Major League Baseball eventually banned the substance, while McGwire's reputation was further damaged last year when he failed to credibly answer questions during congressional hearings about his possible steroid use.

Living outside of Seattle, Wash. with his second wife, Christine, who has three children of her own, Wilstein now has an expanded family of four children with his daughter, Tara, from his first marriage included.

He says he visits his father in New York about every four to six weeks for several days.

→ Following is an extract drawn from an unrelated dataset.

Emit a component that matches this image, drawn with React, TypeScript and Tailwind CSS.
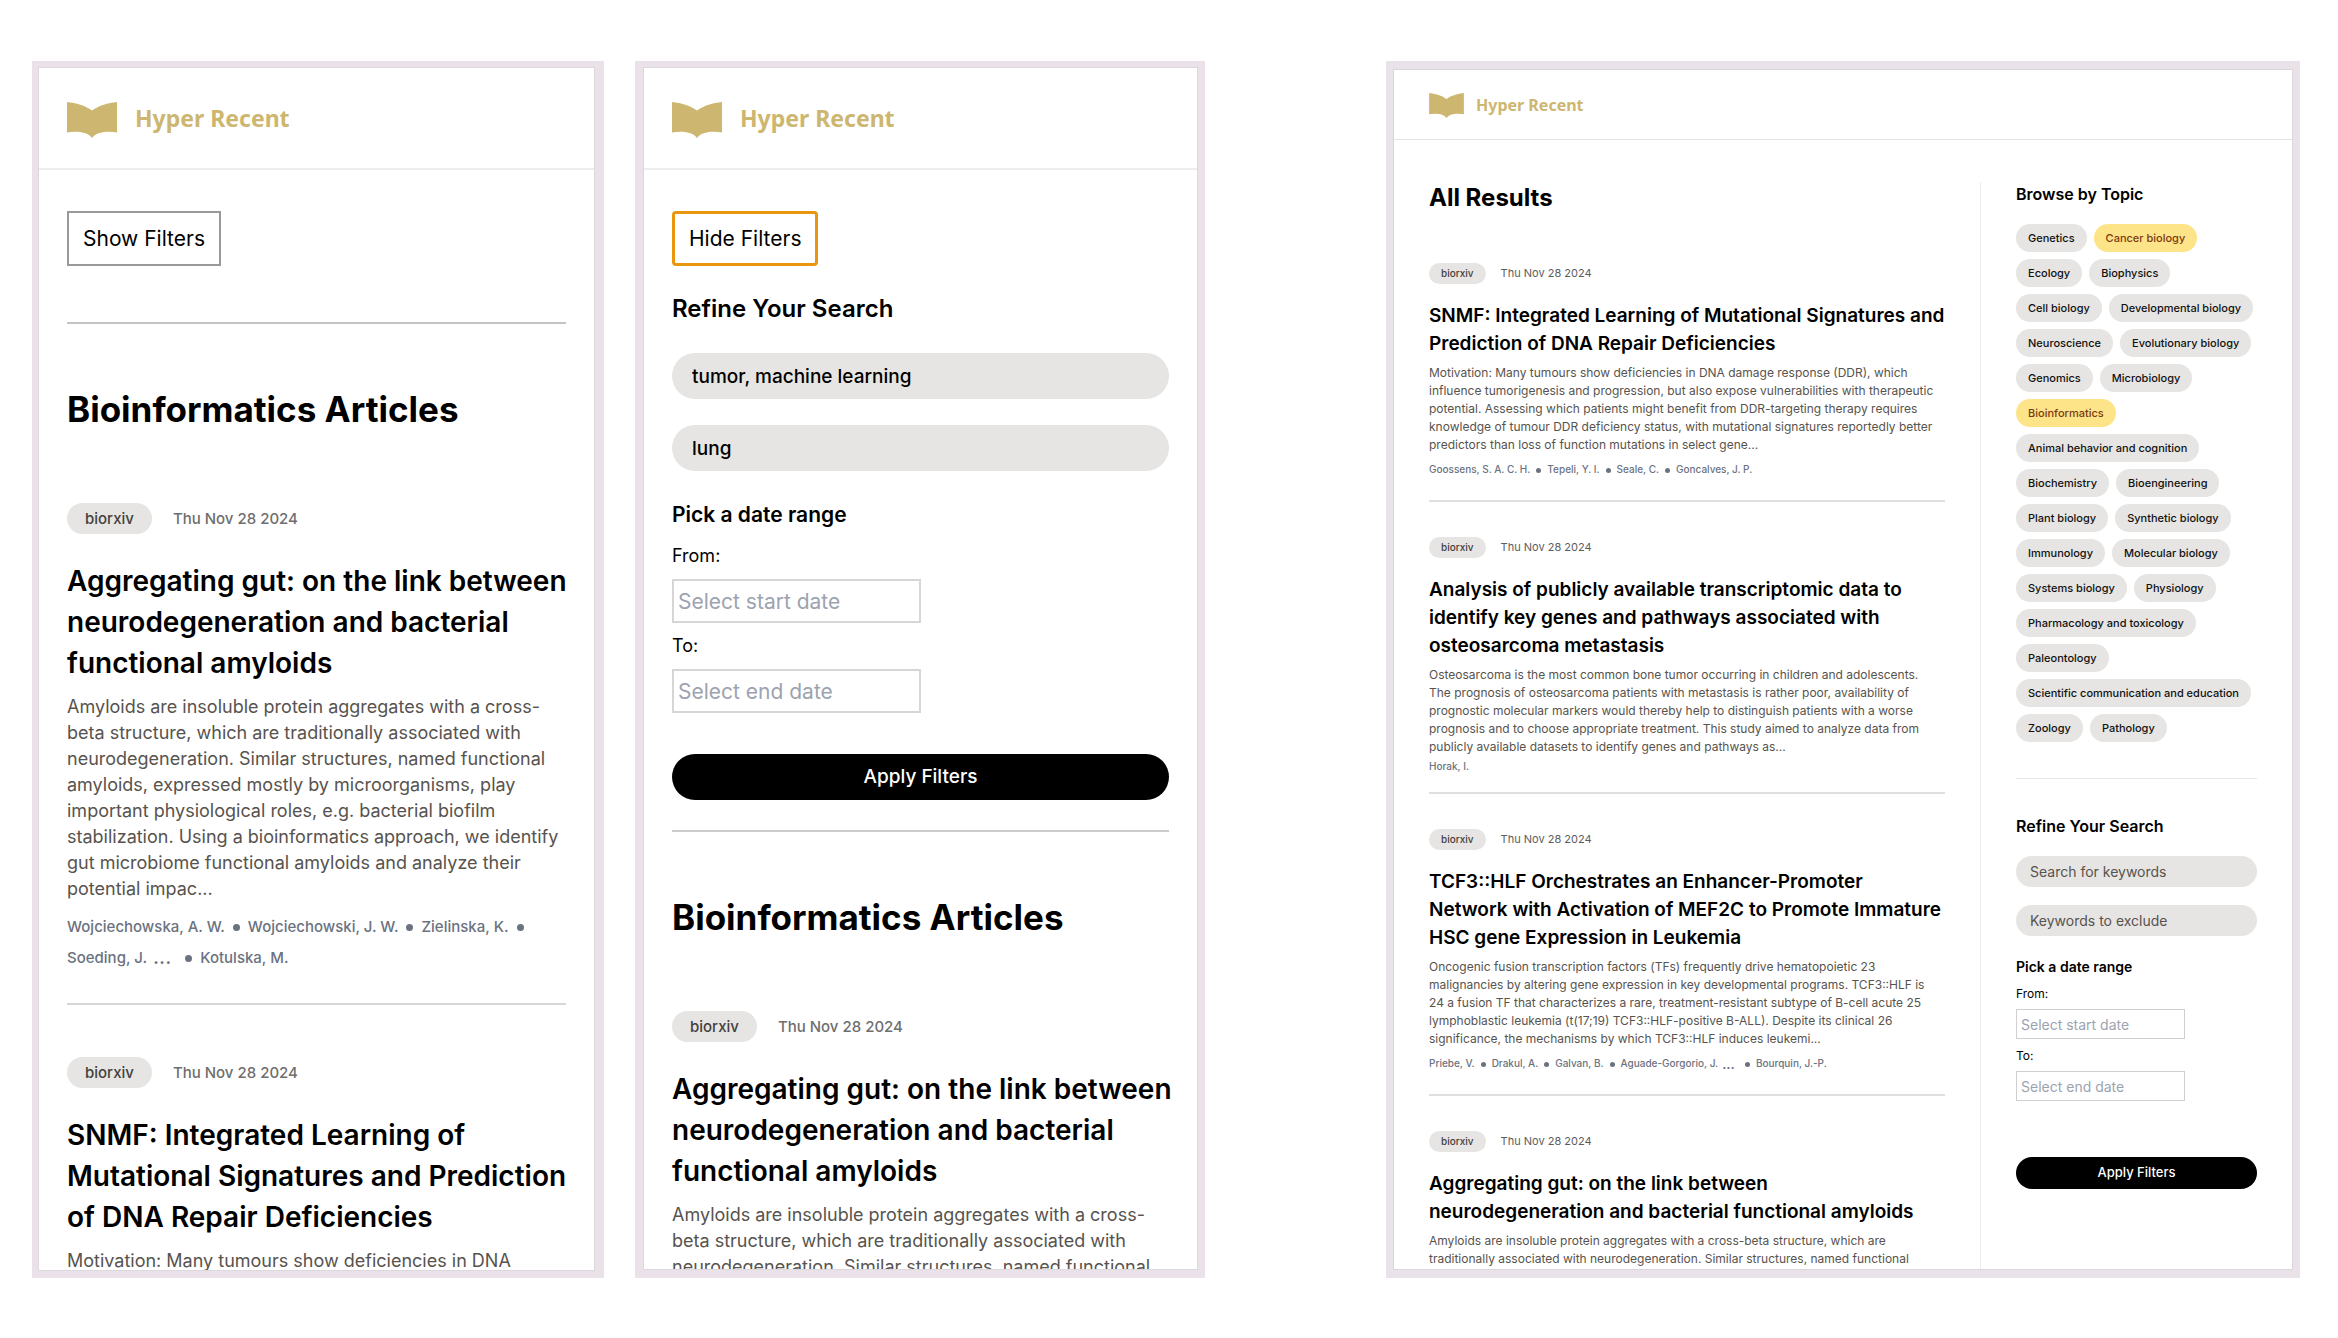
import React from "react";

type Paper = { title: string[]; abstract: string[]; authors: string[]; more?: number };
type Size = "phone" | "desktop";

const gutPhone: Paper = {
  title: ["Aggregating gut: on the link between", "neurodegeneration and bacterial", "functional amyloids"],
  abstract: [
    "Amyloids are insoluble protein aggregates with a cross-",
    "beta structure, which are traditionally associated with",
    "neurodegeneration. Similar structures, named functional",
    "amyloids, expressed mostly by microorganisms, play",
    "important physiological roles, e.g. bacterial biofilm",
    "stabilization. Using a bioinformatics approach, we identify",
    "gut microbiome functional amyloids and analyze their",
    "potential impac...",
  ],
  authors: ["Wojciechowska, A. W.", "Wojciechowski, J. W.", "Zielinska, K.", "Soeding, J.", "Kotulska, M."],
  more: 3,
};

const closedPapers: Paper[] = [
  gutPhone,
  {
    title: ["SNMF: Integrated Learning of", "Mutational Signatures and Prediction", "of DNA Repair Deficiencies"],
    abstract: ["Motivation: Many tumours show deficiencies in DNA"],
    authors: [],
  },
];

const openPapers: Paper[] = [{ title: gutPhone.title, abstract: gutPhone.abstract.slice(0, 3), authors: [] }];

const desktopPapers: Paper[] = [
  {
    title: ["SNMF: Integrated Learning of Mutational Signatures and", "Prediction of DNA Repair Deficiencies"],
    abstract: [
      "Motivation: Many tumours show deficiencies in DNA damage response (DDR), which",
      "influence tumorigenesis and progression, but also expose vulnerabilities with therapeutic",
      "potential. Assessing which patients might benefit from DDR-targeting therapy requires",
      "knowledge of tumour DDR deficiency status, with mutational signatures reportedly better",
      "predictors than loss of function mutations in select gene...",
    ],
    authors: ["Goossens, S. A. C. H.", "Tepeli, Y. I.", "Seale, C.", "Goncalves, J. P."],
  },
  {
    title: [
      "Analysis of publicly available transcriptomic data to",
      "identify key genes and pathways associated with",
      "osteosarcoma metastasis",
    ],
    abstract: [
      "Osteosarcoma is the most common bone tumor occurring in children and adolescents.",
      "The prognosis of osteosarcoma patients with metastasis is rather poor, availability of",
      "prognostic molecular markers would thereby help to distinguish patients with a worse",
      "prognosis and to choose appropriate treatment. This study aimed to analyze data from",
      "publicly available datasets to identify genes and pathways as...",
    ],
    authors: ["Horak, I."],
  },
  {
    title: [
      "TCF3::HLF Orchestrates an Enhancer-Promoter",
      "Network with Activation of MEF2C to Promote Immature",
      "HSC gene Expression in Leukemia",
    ],
    abstract: [
      "Oncogenic fusion transcription factors (TFs) frequently drive hematopoietic 23",
      "malignancies by altering gene expression in key developmental programs. TCF3::HLF is",
      "24 a fusion TF that characterizes a rare, treatment-resistant subtype of B-cell acute 25",
      "lymphoblastic leukemia (t(17;19) TCF3::HLF-positive B-ALL). Despite its clinical 26",
      "significance, the mechanisms by which TCF3::HLF induces leukemi...",
    ],
    authors: ["Priebe, V.", "Drakul, A.", "Galvan, B.", "Aguade-Gorgorio, J.", "Bourquin, J.-P."],
    more: 3,
  },
  {
    title: ["Aggregating gut: on the link between", "neurodegeneration and bacterial functional amyloids"],
    abstract: [
      "Amyloids are insoluble protein aggregates with a cross-beta structure, which are",
      "traditionally associated with neurodegeneration. Similar structures, named functional",
    ],
    authors: [],
  },
];

const topics = [
  "Genetics", "Cancer biology", "Ecology", "Biophysics", "Cell biology", "Developmental biology",
  "Neuroscience", "Evolutionary biology", "Genomics", "Microbiology", "Bioinformatics",
  "Animal behavior and cognition", "Biochemistry", "Bioengineering", "Plant biology",
  "Synthetic biology", "Immunology", "Molecular biology", "Systems biology", "Physiology",
  "Pharmacology and toxicology", "Paleontology", "Scientific communication and education",
  "Zoology", "Pathology",
];
const activeTopics = ["Cancer biology", "Bioinformatics"];

function Lines({ lines }: { lines: string[] }) {
  return (
    <>
      {lines.map((line, i) => (
        <React.Fragment key={i}>
          {i > 0 && <br />}
          {line}
        </React.Fragment>
      ))}
    </>
  );
}

function Brand({ size }: { size: Size }) {
  const phone = size === "phone";
  return (
    <a href="#home" className={phone ? "flex items-center gap-[18px]" : "flex items-center gap-3"}>
      <svg
        viewBox="0 0 50 36"
        className={phone ? "mt-1 h-9 w-[50px]" : "mt-[2px] h-[25px] w-[35px]"}
        fill="#cdb66f"
        aria-hidden="true"
      >
        <path d="M0 0C9 .8 18 3.600 25 8.500C32 3.600 41 .8 50 0V30.500C46 29.800 41 29.500 36 30.200C31 30.800 27.500 32.500 25 36C22.500 32.500 19 30.800 14 30.200C9 29.500 4 29.800 0 30.500Z" />
      </svg>
      <span
        className={
          phone
            ? "whitespace-nowrap font-['Noto_Sans',sans-serif] text-[23px]/[34px] font-bold text-[#cdb66f]"
            : "whitespace-nowrap font-['Noto_Sans',sans-serif] text-[16px]/[24px] font-bold text-[#cdb66f]"
        }
      >
        Hyper Recent
      </span>
    </a>
  );
}

function Article({ paper, size }: { paper: Paper; size: Size }) {
  const phone = size === "phone";
  const wide = paper.authors.length > 1;
  return (
    <article>
      <div className={phone ? "flex items-center gap-[21px]" : "flex items-center gap-[15px]"}>
        <span
          className={
            phone
              ? "rounded-full bg-[#e6e5e3] px-[18px] text-[15px]/[31px] font-medium text-[#44403c]"
              : "rounded-full bg-[#e6e5e3] px-3 text-[10px]/[21px] font-medium text-[#44403c]"
          }
        >
          biorxiv
        </span>
        <time
          dateTime="2024-11-28"
          className={
            phone ? "text-[15px]/[31px] font-medium text-[#6e6e6e]" : "text-[11px]/[21px] text-[#5c5c5c]"
          }
        >
          Thu Nov 28 2024
        </time>
      </div>
      <h2
        className={
          phone
            ? "mt-[27px] whitespace-nowrap text-[28px]/[41px] font-semibold"
            : "mt-[18px] whitespace-nowrap text-[19px]/[28px] font-semibold"
        }
      >
        <Lines lines={paper.title} />
      </h2>
      <p
        className={
          phone
            ? "mt-[10px] whitespace-nowrap text-[18px]/[26px] text-[#57534e]"
            : "mt-[6px] whitespace-nowrap text-[12px]/[18px] text-[#57534e]"
        }
      >
        <Lines lines={paper.abstract} />
      </p>
      {paper.authors.length > 0 && (
        <ul
          className={
            phone
              ? "mt-[9px] flex flex-wrap items-center text-[15px]/[31px] font-medium text-[#6b7280]"
              : wide
                ? "mt-[5px] flex flex-wrap items-center text-[10px]/[21px] font-medium text-[#6b7280]"
                : "mt-px flex flex-wrap items-center text-[10px]/[18px] font-medium text-[#6b7280]"
          }
        >
          {paper.authors.map((name, i) => (
            <li key={name} className="flex items-center whitespace-nowrap">
              {name}
              {paper.more === i && (
                <span className={phone ? "mx-[6px] text-[20px]/[31px]" : "mx-1 text-[14px]/[21px]"}>...</span>
              )}
              {i < paper.authors.length - 1 && (
                <span
                  className={
                    phone
                      ? "mx-[8px] mt-[2px] size-[7px] rounded-full bg-[#6b7280]"
                      : "mx-[6px] mt-[2px] size-[5px] rounded-full bg-[#6b7280]"
                  }
                />
              )}
            </li>
          ))}
        </ul>
      )}
    </article>
  );
}

function Articles({ papers, size }: { papers: Paper[]; size: Size }) {
  return (
    <>
      {papers.map((paper, i) => (
        <React.Fragment key={paper.title[0]}>
          {i > 0 && (
            <hr
              className={
                size === "phone"
                  ? "mt-[30px] mb-[52px] border-t-2 border-[#d6d6d6]"
                  : papers[i - 1].authors.length > 1
                    ? "mt-[20px] mb-[35px] border-t-2 border-[#dfdfdf]"
                    : "mt-[17px] mb-[35px] border-t-2 border-[#dfdfdf]"
              }
            />
          )}
          <Article paper={paper} size={size} />
        </React.Fragment>
      ))}
    </>
  );
}

function FilterForm({ size }: { size: Size }) {
  const phone = size === "phone";
  const keyword = phone
    ? "block h-[46px] w-full rounded-full bg-[#e6e5e3] px-5 text-[19px] font-medium text-black placeholder:text-[#57534e]"
    : "block h-[31px] w-full rounded-full bg-[#e6e5e3] px-[14px] text-[14px] text-black placeholder:text-[#57534e]";
  const label = phone ? "block text-[18px]/[26px]" : "block text-[12px]/[18px]";
  const date = phone
    ? "mt-[10px] block h-11 w-1/2 border-2 border-[#d6d6d6] px-1 text-[21px] placeholder:text-[#9ca3af]"
    : "mt-[6px] block h-[30px] w-[70%] border border-[#cfcfcf] px-1 text-[14px] placeholder:text-[#9ca3af]";
  return (
    <form onSubmit={(e) => e.preventDefault()}>
      <h2 className={phone ? "text-[24px]/[36px] font-semibold" : "text-[16px]/[24px] font-semibold"}>
        Refine Your Search
      </h2>
      <div className={phone ? "mt-[26px] flex flex-col gap-[26px]" : "mt-[18px] flex flex-col gap-[18px]"}>
        <input
          aria-label="Search for keywords"
          placeholder="Search for keywords"
          defaultValue={phone ? "tumor, machine learning" : ""}
          className={keyword}
        />
        <input
          aria-label="Keywords to exclude"
          placeholder="Keywords to exclude"
          defaultValue={phone ? "lung" : ""}
          className={keyword}
        />
      </div>
      <h3
        className={
          phone ? "mt-[26px] text-[21px]/[36px] font-semibold" : "mt-[19px] text-[14px]/[24px] font-semibold"
        }
      >
        Pick a date range
      </h3>
      <div className={phone ? "mt-[10px]" : "mt-[6px]"}>
        <label htmlFor={size + "-from"} className={label}>From:</label>
        <input id={size + "-from"} placeholder="Select start date" className={date} />
      </div>
      <div className={phone ? "mt-[10px]" : "mt-[8px]"}>
        <label htmlFor={size + "-to"} className={label}>To:</label>
        <input id={size + "-to"} placeholder="Select end date" className={date} />
      </div>
      <button
        type="submit"
        className={
          phone
            ? "mt-[41px] h-[46px] w-full rounded-full bg-black text-[19px] font-medium text-white"
            : "mt-[56px] h-8 w-full rounded-full bg-black text-[13px] font-medium text-white"
        }
      >
        Apply Filters
      </button>
    </form>
  );
}

function Phone({ open }: { open: boolean }) {
  return (
    <section
      aria-label={open ? "Articles with filters open" : "Articles"}
      className={
        open
          ? "min-h-0 bg-[#ebe2e9] pt-[7px] pr-2 pb-[9px] pl-[9px]"
          : "min-h-0 bg-[#ebe2e9] pt-[7px] pr-[10px] pb-2 pl-[7px]"
      }
    >
      <div className="flex h-full flex-col overflow-hidden bg-white outline-1 outline-[#dcd9de]">
        <header className="flex h-[102px] shrink-0 items-center border-b-2 border-[#ededed] px-7">
          <Brand size="phone" />
        </header>
        <main className="min-h-0 flex-1 px-7 pt-[41px]">
          <button
            type="button"
            aria-expanded={open}
            className={
              open
                ? "h-[55px] rounded-sm border-[3px] border-[#e8970f] px-[14px] text-[21px]"
                : "h-[55px] border-2 border-[#999999] px-[14px] text-[21px]"
            }
          >
            {open ? "Hide Filters" : "Show Filters"}
          </button>
          {open && (
            <div className="mt-[25px]">
              <FilterForm size="phone" />
            </div>
          )}
          <hr className={open ? "mt-[30px] border-t-2 border-[#cccccc]" : "mt-[56px] border-t-2 border-[#c4c4c4]"} />
          <h1 className="mt-[61px] mb-[70px] whitespace-nowrap text-[35px]/[48px] font-bold">
            Bioinformatics Articles
          </h1>
          <Articles papers={open ? openPapers : closedPapers} size="phone" />
        </main>
      </div>
    </section>
  );
}

function Desktop() {
  return (
    <section aria-label="All results" className="min-h-0 bg-[#e9e2e9] pt-[9px] pr-2 pb-[9px] pl-2">
      <div className="flex h-full flex-col overflow-hidden bg-white outline-1 outline-[#d9d6dc]">
        <header className="flex h-[70px] shrink-0 items-center border-b border-[#e2e2e2] px-[35px]">
          <Brand size="desktop" />
        </header>
        <div className="grid min-h-0 flex-1 grid-cols-[minmax(0,516fr)_minmax(0,277fr)] grid-rows-[minmax(0,1fr)] gap-[35px] px-[35px] pt-[42px]">
          <main>
            <h1 className="mb-[49px] text-[24px]/[32px] font-bold">All Results</h1>
            <Articles papers={desktopPapers} size="desktop" />
          </main>
          <aside className="border-l border-[#ededed] pl-[35px]">
            <h2 className="text-[16px]/[24px] font-semibold">Browse by Topic</h2>
            <ul className="mt-[18px] flex flex-wrap gap-[7px]">
              {topics.map((topic) => (
                <li key={topic}>
                  <button
                    type="button"
                    aria-pressed={activeTopics.includes(topic)}
                    className={
                      activeTopics.includes(topic)
                        ? "block h-7 rounded-full bg-[#fde488] px-3 text-[11px] font-medium text-[#7c3a10]"
                        : "block h-7 rounded-full bg-[#e6e5e3] px-3 text-[11px] font-medium text-[#111111]"
                    }
                  >
                    {topic}
                  </button>
                </li>
              ))}
            </ul>
            <hr className="mt-[36px] mb-[35px] border-t border-[#e5e5e5]" />
            <FilterForm size="desktop" />
          </aside>
        </div>
      </div>
    </section>
  );
}

export default function App() {
  return (
    <div className="grid h-screen grid-cols-[minmax(0,1173fr)_minmax(0,914fr)] grid-rows-[minmax(0,1fr)] gap-[181px] bg-white pt-[61px] pr-[38px] pb-[60px] pl-8 font-['Inter',sans-serif] text-black">
      <div className="grid grid-cols-[minmax(0,572fr)_minmax(0,570fr)] grid-rows-[minmax(0,1fr)] gap-[31px]">
        <Phone open={false} />
        <Phone open />
      </div>
      <Desktop />
    </div>
  );
}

Wednesday found them at Coney Island celebrating dad's birthday. "It has been hard to watch him in his decline," Wilstein admits. "It is hard for him and us." Wilstein says he has not given up sportswriting completely, noting he has a piece in Hemispheres Magazine about the IMG sports academies in Florida.

But he stresses that being retired allows him to give more time to his father. "I am talking to him every day and I have spent more time talking to him in the past year than in the previous 20 years," said Wilstein. "You realize the importance of each day more. The significance of what is important and what isn’t important."